The practice of forcing people to pay for their own confinement isn’t unique to OMS. In all states except Hawaii and in Washington, D.C., those on monitoring are required to fork over fees. This applies not only to adults on monitoring but also to parents whose children are placed under supervision. As the American Bar Association outlines in its study of juvenile electronic monitoring, when a child is sentenced to a monitor, even the most indigent parents are required to pay the associated fees, as well as the ancillary costs of house arrest, which can include landline phones, random drug and Breathalyzer tests, and additional equipment. If they cannot pay, the study notes, the service may be terminated. When the “service is terminated,” incarceration often ensues.

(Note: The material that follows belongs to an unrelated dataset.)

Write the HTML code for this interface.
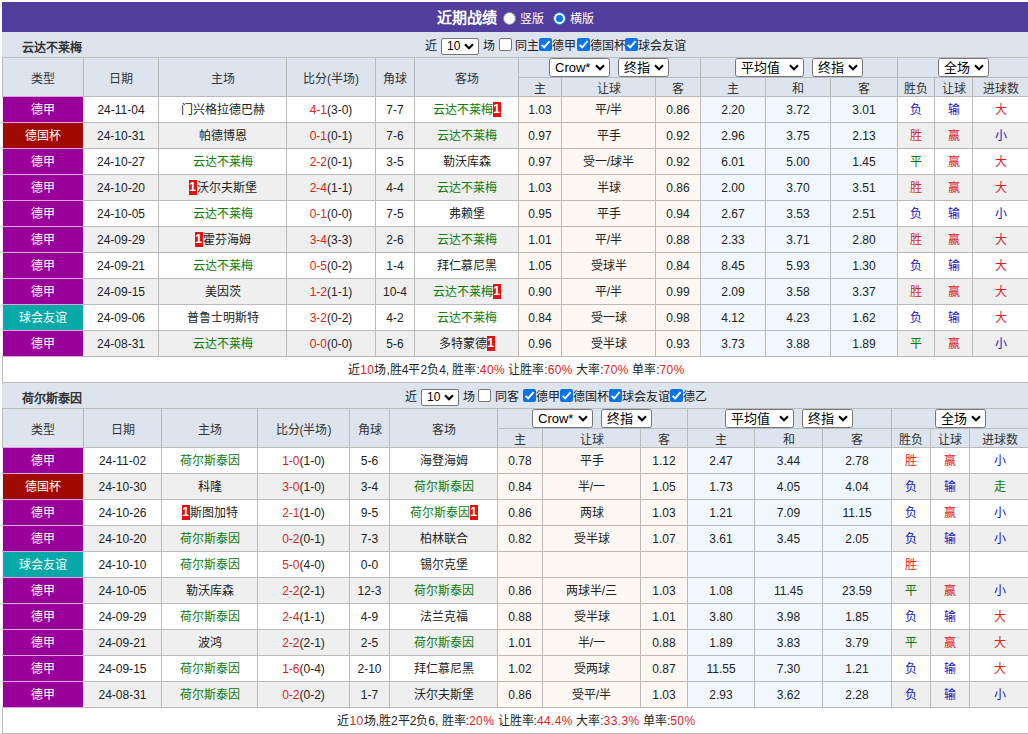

Although some reformers emphasize the supposed humaneness of house arrest, ultimately its most touted advantage is the reduced cost to the county or state. When a person is on home confinement instead of in prison, the county or state is relieved of the obligation to provide for their basic needs, such as food, clothing, shelter, utilities, and health care. Instead, those responsibilities are placed squarely onto the confined person and their family. If the person is unable to meet their own needs while confined—not an uncommon circumstance, given the slew of obvious obstacles—well, that’s their problem.
In Indiana, Patricia has paid $115 per week over three years for her monitor. It’s a steep price, especially since for most of that time she was unable to find employment. That’s in part because of her felony record and in part because restaurant and other service industry employers worry that an employee with an ankle monitor might deter customers. Her family of seven was forced to rely primarily on her husband’s income.
Patricia’s caseworker told her repeatedly that payments for the monitor had to take priority over her family’s basic needs. Her family went through one winter without heat and one summer without air conditioning to afford the monitor. They became unable to afford car payments, and so their car was repossessed. While Patricia bought her children’s clothes a year ahead of time to take advantage of sales, she and her husband were forced to forgo new clothes, haircuts, and nonemergency health care for themselves. When Patricia wanted to enroll her four-year-old son in preschool, her caseworker told her it was “non-necessary” and that she should instead put those funds toward her monitor.
Patricia and her family scrimped and saved, cutting painful corners. Nevertheless, in September 2015, she was still nearly $800 behind in her payments. Eleven months later, that figure had more than doubled to $1,900. Her caseworker told her that, solely because of her debt, the county planned to extend her sentence “indefinitely” until the payments were made.